Step 3: Write minimal implementation
# run_service.py
user_input = extract_latest_user_text(run_input)
history = await load_context_from_backend_sources(session_id)
Step 4: Run test to verify it passes
Run: cd backend && uv run pytest tests/unit/core/agent/test_run_resume_service.py -k ignores_client_history -v
Expected: PASS
Step 5: Commit
git add backend/src/core/agent/domain/agui_input.py backend/src/core/agent/application/run_service.py backend/src/v1/agent/schemas.py backend/tests/unit/core/agent/test_run_resume_service.py
git commit -m "refactor(agent): make backend own conversation context"

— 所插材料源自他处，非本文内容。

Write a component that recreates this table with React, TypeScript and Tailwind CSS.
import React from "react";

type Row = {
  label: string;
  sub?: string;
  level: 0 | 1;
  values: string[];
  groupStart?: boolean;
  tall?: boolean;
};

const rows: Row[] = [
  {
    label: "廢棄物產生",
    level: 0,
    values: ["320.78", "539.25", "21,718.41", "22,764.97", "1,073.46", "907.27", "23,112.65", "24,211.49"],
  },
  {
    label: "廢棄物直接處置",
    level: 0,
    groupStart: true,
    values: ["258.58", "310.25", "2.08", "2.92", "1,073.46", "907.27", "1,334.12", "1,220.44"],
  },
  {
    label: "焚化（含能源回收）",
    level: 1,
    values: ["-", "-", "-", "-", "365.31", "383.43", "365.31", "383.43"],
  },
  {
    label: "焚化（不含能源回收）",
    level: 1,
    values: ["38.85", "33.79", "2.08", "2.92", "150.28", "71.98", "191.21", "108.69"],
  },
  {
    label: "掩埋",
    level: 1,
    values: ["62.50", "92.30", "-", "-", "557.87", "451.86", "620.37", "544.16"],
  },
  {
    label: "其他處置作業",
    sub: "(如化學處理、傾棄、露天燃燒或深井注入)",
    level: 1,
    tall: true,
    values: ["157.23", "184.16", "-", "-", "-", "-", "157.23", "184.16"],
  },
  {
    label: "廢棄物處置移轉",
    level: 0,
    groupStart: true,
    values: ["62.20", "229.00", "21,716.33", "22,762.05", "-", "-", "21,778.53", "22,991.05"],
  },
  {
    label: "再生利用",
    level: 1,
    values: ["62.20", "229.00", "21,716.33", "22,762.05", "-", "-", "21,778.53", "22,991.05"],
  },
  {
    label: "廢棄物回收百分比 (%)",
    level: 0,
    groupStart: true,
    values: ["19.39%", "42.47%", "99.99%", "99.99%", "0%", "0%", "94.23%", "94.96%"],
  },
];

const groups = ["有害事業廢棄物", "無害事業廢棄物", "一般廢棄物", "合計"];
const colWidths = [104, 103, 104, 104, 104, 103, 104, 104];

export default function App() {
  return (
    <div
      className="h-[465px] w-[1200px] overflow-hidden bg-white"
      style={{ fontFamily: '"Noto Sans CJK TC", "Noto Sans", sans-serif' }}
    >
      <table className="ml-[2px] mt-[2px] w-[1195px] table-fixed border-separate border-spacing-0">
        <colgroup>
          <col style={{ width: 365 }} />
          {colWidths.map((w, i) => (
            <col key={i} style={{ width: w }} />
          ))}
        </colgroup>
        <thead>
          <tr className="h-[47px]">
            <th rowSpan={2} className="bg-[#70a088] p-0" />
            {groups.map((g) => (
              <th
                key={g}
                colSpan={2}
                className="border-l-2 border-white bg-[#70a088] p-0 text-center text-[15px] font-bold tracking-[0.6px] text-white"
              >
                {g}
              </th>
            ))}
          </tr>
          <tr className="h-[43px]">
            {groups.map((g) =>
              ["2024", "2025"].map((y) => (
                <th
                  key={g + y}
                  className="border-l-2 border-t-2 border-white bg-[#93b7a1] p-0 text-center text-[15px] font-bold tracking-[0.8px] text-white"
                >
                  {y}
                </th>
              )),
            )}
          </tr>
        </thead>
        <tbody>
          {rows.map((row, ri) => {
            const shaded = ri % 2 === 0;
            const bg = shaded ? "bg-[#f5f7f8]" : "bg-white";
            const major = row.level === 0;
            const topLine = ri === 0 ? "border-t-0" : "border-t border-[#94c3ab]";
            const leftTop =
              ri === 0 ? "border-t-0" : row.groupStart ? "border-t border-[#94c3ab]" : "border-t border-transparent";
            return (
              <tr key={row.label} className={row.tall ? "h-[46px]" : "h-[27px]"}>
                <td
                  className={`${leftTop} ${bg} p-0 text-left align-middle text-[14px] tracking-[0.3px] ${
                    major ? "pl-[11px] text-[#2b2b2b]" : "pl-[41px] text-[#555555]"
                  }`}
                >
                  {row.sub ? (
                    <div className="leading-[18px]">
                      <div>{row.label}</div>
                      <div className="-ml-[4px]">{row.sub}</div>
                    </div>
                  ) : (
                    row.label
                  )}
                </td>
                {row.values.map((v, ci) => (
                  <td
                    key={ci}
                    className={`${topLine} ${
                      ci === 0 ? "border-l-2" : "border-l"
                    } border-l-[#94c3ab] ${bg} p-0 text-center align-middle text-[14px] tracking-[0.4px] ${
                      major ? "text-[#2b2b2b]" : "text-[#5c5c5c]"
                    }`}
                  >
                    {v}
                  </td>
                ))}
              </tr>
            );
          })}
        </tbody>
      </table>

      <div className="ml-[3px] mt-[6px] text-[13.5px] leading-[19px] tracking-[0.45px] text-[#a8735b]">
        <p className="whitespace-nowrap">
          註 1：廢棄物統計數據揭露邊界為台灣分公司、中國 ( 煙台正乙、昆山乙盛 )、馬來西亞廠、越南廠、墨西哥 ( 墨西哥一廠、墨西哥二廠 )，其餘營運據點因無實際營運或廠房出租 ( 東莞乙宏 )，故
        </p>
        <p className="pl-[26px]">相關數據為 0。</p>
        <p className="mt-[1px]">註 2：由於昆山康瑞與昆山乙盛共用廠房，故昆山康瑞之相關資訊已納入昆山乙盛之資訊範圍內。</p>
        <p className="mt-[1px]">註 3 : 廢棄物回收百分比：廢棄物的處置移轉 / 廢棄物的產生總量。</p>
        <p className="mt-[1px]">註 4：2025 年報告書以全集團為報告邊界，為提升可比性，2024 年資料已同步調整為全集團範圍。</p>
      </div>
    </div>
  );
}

Task 2: CrewAI Tools 完整迁移(替换硬编码分发)
Files:
- Create:
backend/src/core/agent/infrastructure/crewai/tools_registry.py - Create:
backend/src/core/agent/infrastructure/crewai/tools/create_calendar_event_tool.py - Modify:
backend/src/core/agent/infrastructure/crewai/runtime.py - Modify:
backend/src/core/agent/application/run_service.py - Test:
backend/tests/unit/core/agent/test_crewai_runtime.py
Step 1: Write the failing test
def test_runtime_uses_registered_crewai_tools():
runtime = build_runtime_with_registry(["create_calendar_event"])
result = runtime.execute(user_input="帮我创建日历事件", system_prompt="x")

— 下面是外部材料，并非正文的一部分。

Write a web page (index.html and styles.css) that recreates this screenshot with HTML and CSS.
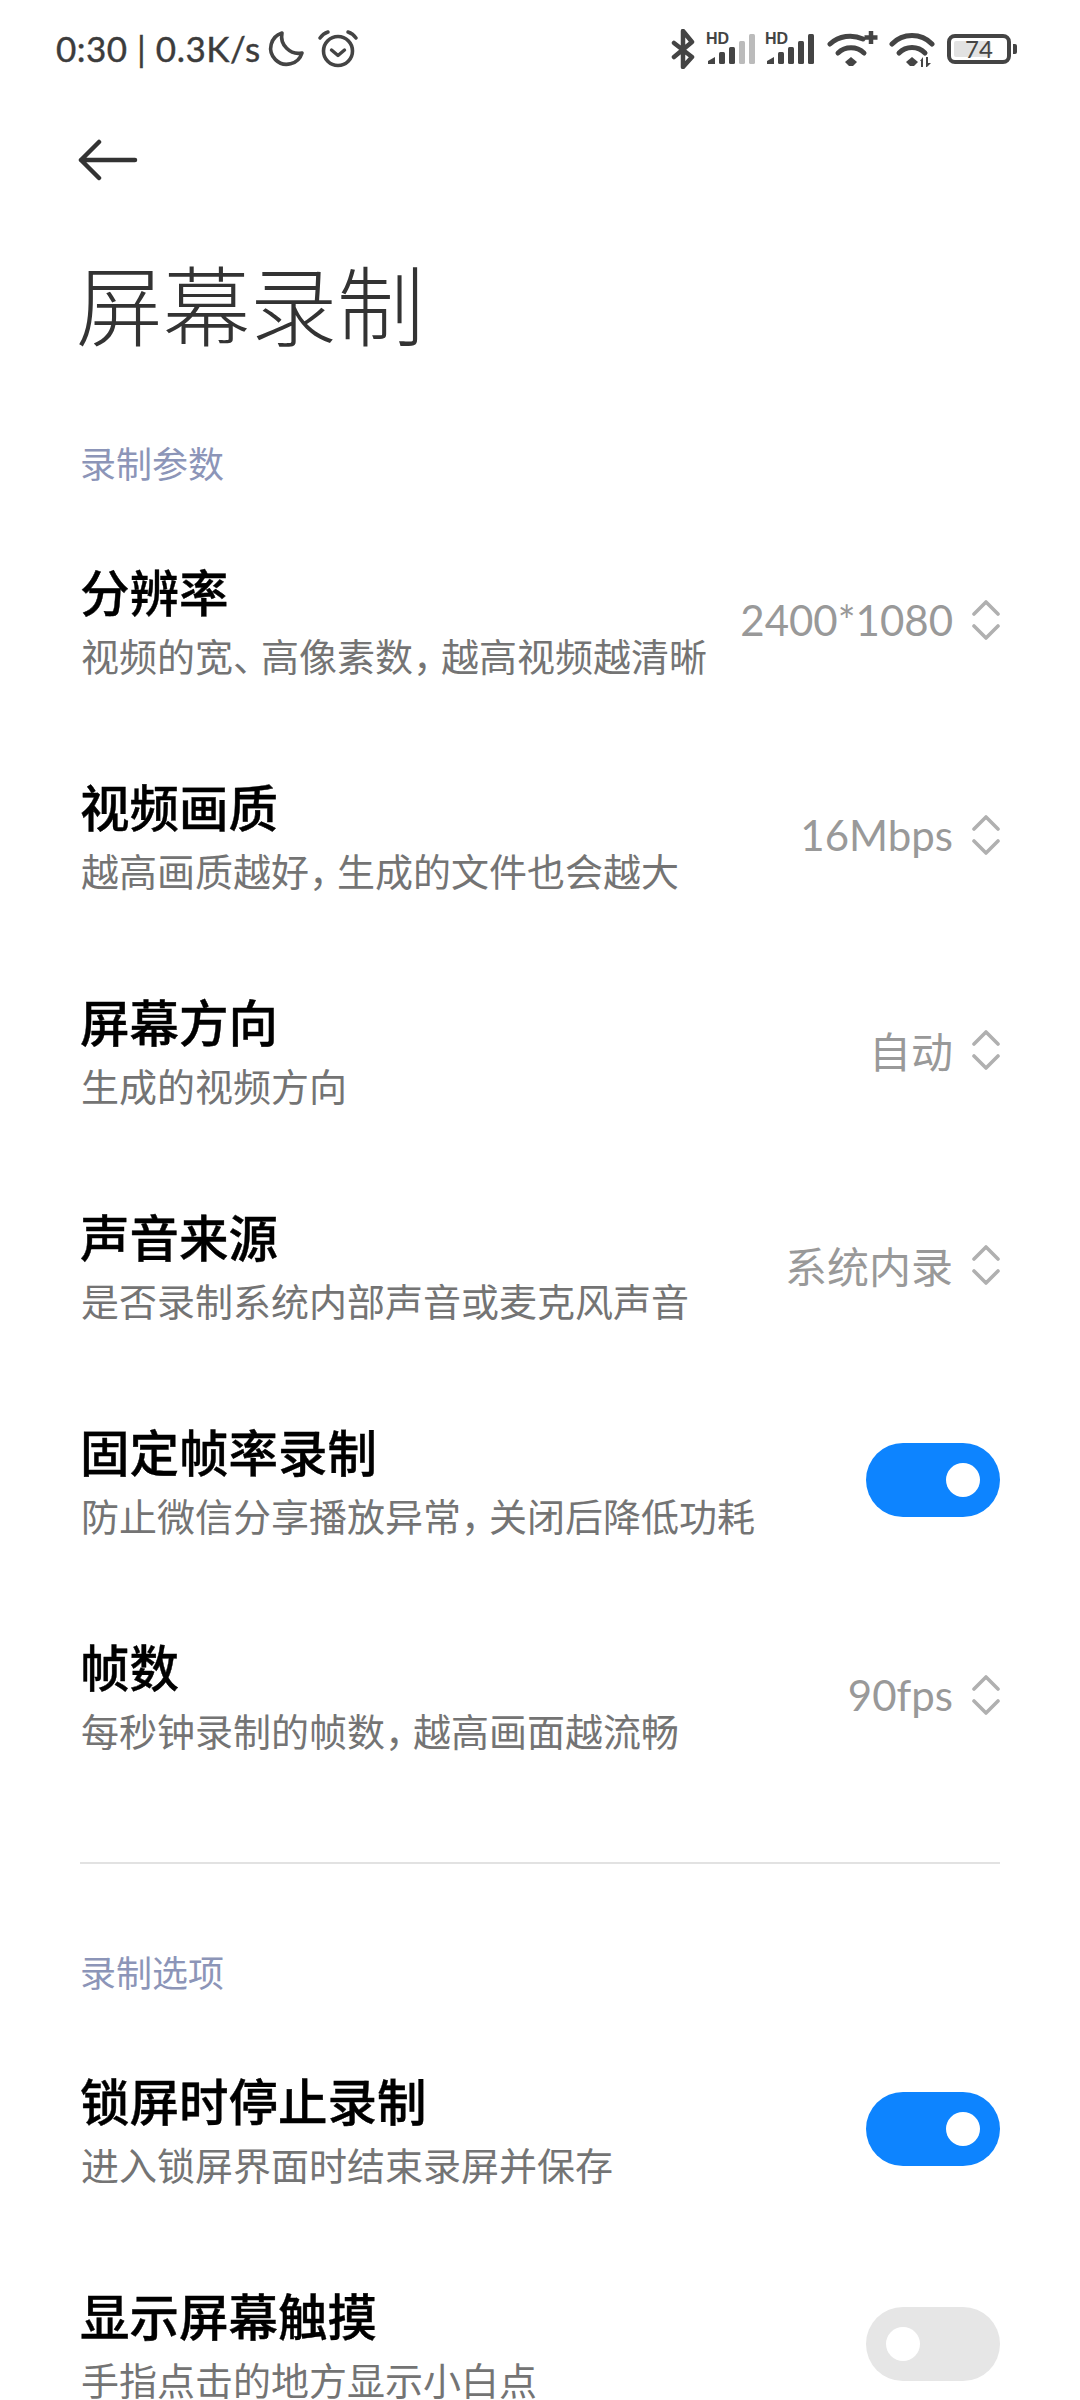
FILE: index.html
```html
<!DOCTYPE html>
<html lang="zh-CN">
<head>
  <meta charset="UTF-8" />
  <meta name="viewport" content="width=device-width, initial-scale=1.0" />
  <title>屏幕录制</title>
  <link rel="stylesheet" href="styles.css">
</head>
<body>
  <div class="status-bar">
    <div class="status-left">
      <span class="status-text">0:30 | 0.3K/s</span>
      <svg class="moon" width="38" height="38" viewBox="0 0 38 38"><path d="M15 3 A16 16 0 1 0 35 23 A17 17 0 0 1 15 3 Z" fill="none" stroke="#444" stroke-width="3.6" stroke-linejoin="round"/></svg>
      <svg class="alarm" width="40" height="38" viewBox="0 0 40 38"><circle cx="20" cy="21" r="14.5" fill="none" stroke="#444" stroke-width="3.6"/><path d="M13.500 20 L20 25.500 L26.500 20" fill="none" stroke="#444" stroke-width="3.4" stroke-linecap="round" stroke-linejoin="round"/><path d="M2 8 Q5 3.500 10 2 M30 2 Q35 3.500 38 8" fill="none" stroke="#444" stroke-width="3.4" stroke-linecap="round"/></svg>
    </div>
    <div class="status-right">
      <svg class="bt" width="24" height="40" viewBox="0 0 24 40"><path d="M3 14 L21 28 L12 38 V2 L21 13 L3 28" fill="none" stroke="#444" stroke-width="4.500" stroke-linecap="round" stroke-linejoin="round"/></svg>
      <div class="signal first">
        <span class="hd">HD</span>
        <svg width="50" height="34" viewBox="0 0 50 34"><g fill="#444"><path d="M2 29 L9 25 V32 H2 Z"/><rect x="13" y="20" width="6" height="12" rx="1.500"/><rect x="23" y="15" width="6" height="17" rx="1.500"/></g><rect x="33" y="9" width="6" height="23" rx="1.500" fill="#bbb"/><rect x="43" y="2" width="6" height="30" rx="1.500" fill="#bbb"/></svg>
      </div>
      <div class="signal">
        <span class="hd">HD</span>
        <svg width="50" height="34" viewBox="0 0 50 34"><g fill="#444"><path d="M2 29 L9 25 V32 H2 Z"/><rect x="13" y="20" width="6" height="12" rx="1.500"/><rect x="23" y="15" width="6" height="17" rx="1.500"/><rect x="33" y="9" width="6" height="23" rx="1.500"/><rect x="43" y="2" width="6" height="30" rx="1.500"/></g></svg>
      </div>
      <svg width="51" height="36" viewBox="0 0 51 36"><g fill="none" stroke="#444" stroke-width="5" stroke-linecap="round"><path d="M3 13 A30 30 0 0 1 36 8"/><path d="M11 22 A19 19 0 0 1 37 22"/></g><path d="M24 26 L30 31 L26 35 H22 L18 31 Z" fill="#444"/><path d="M44 0 V13 M37.500 6.500 H50.500" stroke="#444" stroke-width="4.500"/></svg>
      <svg class="wifi-two" width="46" height="36" viewBox="0 0 46 36"><g fill="none" stroke="#444" stroke-width="5" stroke-linecap="round"><path d="M3 13 A28 28 0 0 1 43 13"/><path d="M10 22 A18 18 0 0 1 36 22"/></g><path d="M23 26 L29 31 L25 35 H21 L17 31 Z" fill="#444"/><path d="M31 30 L34 26 V36 H32 V30 Z M37 26 H39 V32 H42 L38 36 H37 Z" fill="#444"/></svg>
      <div class="battery">
        <div class="battery-body"><div class="battery-fill"></div><span class="battery-num">74</span></div>
        <div class="battery-tip"></div>
      </div>
    </div>
  </div>

  <div class="toolbar">
    <svg width="60" height="44" viewBox="0 0 60 44"><path d="M21 4 L3 22 L21 40 M3 22 H57" fill="none" stroke="#333" stroke-width="4.500" stroke-linecap="round" stroke-linejoin="round"/></svg>
  </div>

  <h1 class="page-title">屏幕录制</h1>

  <div class="section-label">录制参数</div>

  <div class="row">
    <div class="row-text"><div class="row-title">分辨率</div><div class="row-sub">视频的宽<span class="punct">、</span>高像素数<span class="punct">，</span>越高视频越清晰</div></div>
    <div class="row-value"><span>2400*1080</span><svg class="updown" width="29" height="44" viewBox="0 0 29 44"><path d="M3 16 L15 4 L27 16 M3 28 L15 40 L27 28" fill="none" stroke="#b0b0b0" stroke-width="3.600" stroke-linecap="round" stroke-linejoin="round"/></svg></div>
  </div>
  <div class="row">
    <div class="row-text"><div class="row-title">视频画质</div><div class="row-sub">越高画质越好<span class="punct">，</span>生成的文件也会越大</div></div>
    <div class="row-value"><span>16Mbps</span><svg class="updown" width="29" height="44" viewBox="0 0 29 44"><path d="M3 16 L15 4 L27 16 M3 28 L15 40 L27 28" fill="none" stroke="#b0b0b0" stroke-width="3.600" stroke-linecap="round" stroke-linejoin="round"/></svg></div>
  </div>
  <div class="row">
    <div class="row-text"><div class="row-title">屏幕方向</div><div class="row-sub">生成的视频方向</div></div>
    <div class="row-value"><span>自动</span><svg class="updown" width="29" height="44" viewBox="0 0 29 44"><path d="M3 16 L15 4 L27 16 M3 28 L15 40 L27 28" fill="none" stroke="#b0b0b0" stroke-width="3.600" stroke-linecap="round" stroke-linejoin="round"/></svg></div>
  </div>
  <div class="row">
    <div class="row-text"><div class="row-title">声音来源</div><div class="row-sub">是否录制系统内部声音或麦克风声音</div></div>
    <div class="row-value"><span>系统内录</span><svg class="updown" width="29" height="44" viewBox="0 0 29 44"><path d="M3 16 L15 4 L27 16 M3 28 L15 40 L27 28" fill="none" stroke="#b0b0b0" stroke-width="3.600" stroke-linecap="round" stroke-linejoin="round"/></svg></div>
  </div>
  <div class="row">
    <div class="row-text"><div class="row-title">固定帧率录制</div><div class="row-sub">防止微信分享播放异常<span class="punct">，</span>关闭后降低功耗</div></div>
    <div class="switch on"><div class="knob"></div></div>
  </div>
  <div class="row">
    <div class="row-text"><div class="row-title">帧数</div><div class="row-sub">每秒钟录制的帧数<span class="punct">，</span>越高画面越流畅</div></div>
    <div class="row-value"><span>90fps</span><svg class="updown" width="29" height="44" viewBox="0 0 29 44"><path d="M3 16 L15 4 L27 16 M3 28 L15 40 L27 28" fill="none" stroke="#b0b0b0" stroke-width="3.600" stroke-linecap="round" stroke-linejoin="round"/></svg></div>
  </div>

  <div class="divider"></div>

  <div class="section-label second">录制选项</div>

  <div class="row">
    <div class="row-text"><div class="row-title">锁屏时停止录制</div><div class="row-sub">进入锁屏界面时结束录屏并保存</div></div>
    <div class="switch on"><div class="knob"></div></div>
  </div>
  <div class="row">
    <div class="row-text"><div class="row-title">显示屏幕触摸</div><div class="row-sub">手指点击的地方显示小白点</div></div>
    <div class="switch"><div class="knob"></div></div>
  </div>
</body>
</html>
```

FILE: styles.css
```css
* {
  box-sizing: border-box;
}
html, body {
  margin: 0;
  height: 2400px;
  overflow: hidden;
}
body {
  background: #fff;
  font-family: Lato, "Noto Sans CJK SC", sans-serif;
  color: #111;
}
.status-bar {
  height: 98px;
  padding: 0 63px 0 56px;
  display: flex;
  justify-content: space-between;
  align-items: center;
}
.status-left, .status-right {
  display: flex;
  align-items: center;
}
.status-text {
  font-size: 35px;
  color: #3c3c3c;
  letter-spacing: 0.5px;
  margin-top: -2px;
  -webkit-text-stroke: 0.4px #3c3c3c;
}
.moon {
  margin-left: 6px;
}
.alarm {
  margin-left: 13px;
}
.status-right {
  gap: 12px;
}
.bt {
  margin-right: -1px;
}
.signal {
  position: relative;
  width: 50px;
  height: 34px;
}
.signal.first {
  margin-right: -3px;
}
.wifi-two {
  margin-left: -1px;
}
.hd {
  position: absolute;
  left: 0;
  top: 0;
  font: bold 16px/13px "Liberation Sans", sans-serif;
  color: #444;
}
.battery {
  display: flex;
  align-items: center;
  gap: 2px;
}
.battery-body {
  position: relative;
  width: 64px;
  height: 30px;
  border: 4px solid #444;
  border-radius: 8px;
  padding: 3px;
}
.battery-fill {
  width: 74%;
  height: 100%;
  background: #e2e2e2;
  border-radius: 2px;
}
.battery-num {
  position: absolute;
  inset: 0;
  text-align: center;
  font-size: 24px;
  line-height: 22px;
  color: #444;
}
.battery-tip {
  width: 4px;
  height: 10px;
  background: #444;
  border-radius: 0 2px 2px 0;
}
.toolbar {
  height: 44px;
  margin-top: 40px;
  padding-left: 78px;
  display: flex;
  align-items: center;
}
.page-title {
  margin: 70px 0 0;
  padding-left: 76px;
  font-size: 87px;
  font-weight: 300;
  line-height: 110px;
  color: #333;
}
.section-label {
  margin-top: 77px;
  margin-bottom: 23px;
  padding-left: 80px;
  font-size: 36px;
  line-height: 50px;
  color: #8c95b8;
}
.section-label.second {
  margin-top: 84px;
}
.row {
  height: 215px;
  padding: 0 80px 0 81px;
  display: flex;
  justify-content: space-between;
  align-items: center;
}
.row-text {
  padding-top: 8px;
}
.row-title {
  font-size: 49.5px;
  font-weight: 500;
  line-height: 64px;
  color: #000;
  margin-left: -1px;
  -webkit-text-stroke: 0.4px #000;
}
.row-sub {
  font-size: 38px;
  line-height: 62px;
  color: #747474;
}
.punct {
  letter-spacing: -10px;
}
.row-value {
  display: flex;
  align-items: center;
  gap: 18px;
  font-size: 42px;
  color: #999;
}
.switch {
  width: 134px;
  height: 74px;
  border-radius: 37px;
  background: #e6e6e6;
  padding: 20px;
}
.knob {
  width: 34px;
  height: 34px;
  border-radius: 50%;
  background: #fff;
}
.switch.on {
  background: #0d84ff;
  display: flex;
  justify-content: flex-end;
}
.divider {
  height: 2px;
  margin: 60px 80px 0;
  background: #e2e2e2;
}
```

assert result.tool_calls[0].tool_name == "create_calendar_event"
Step 2: Run test to verify it fails
Run: cd backend && uv run pytest tests/unit/core/agent/test_crewai_runtime.py -k registered_crewai_tools -v
Expected: FAIL,当前路径仍是 run_service 硬编码。
Step 3: Write minimal implementation
# tools_registry.py
TOOLS = {"create_calendar_event": CreateCalendarEventTool()}
def tools_for_stage(stage: str) -> list[BaseTool]:
return STAGE_TOOL_MAP.get(stage, [])
Step 4: Run test to verify it passes
Run: cd backend && uv run pytest tests/unit/core/agent/test_crewai_runtime.py -k registered_crewai_tools -v
Expected: PASS
Step 5: Commit
git add backend/src/core/agent/infrastructure/crewai/tools_registry.py backend/src/core/agent/infrastructure/crewai/tools/create_calendar_event_tool.py backend/src/core/agent/infrastructure/crewai/runtime.py backend/src/core/agent/application/run_service.py backend/tests/unit/core/agent/test_crewai_runtime.py
git commit -m "feat(agent): migrate backend tools to crewai tool registry"
Task 3: 修复审批后异步续跑闭环(#5)
Files:
- Modify:
backend/src/core/agent/application/resume_service.py - Modify:
backend/src/core/agent/infrastructure/queue/tasks.py - Modify:
backend/src/core/agent/application/session_state_persistence.py - Test:
backend/tests/integration/core/agent/test_queue_run_resume.py
Step 1: Write the failing test
def test_resume_triggers_async_loop_until_final_assistant_message(client):
response = client.post("/v1/agent/runs/{id}/resume", json={"approve": True})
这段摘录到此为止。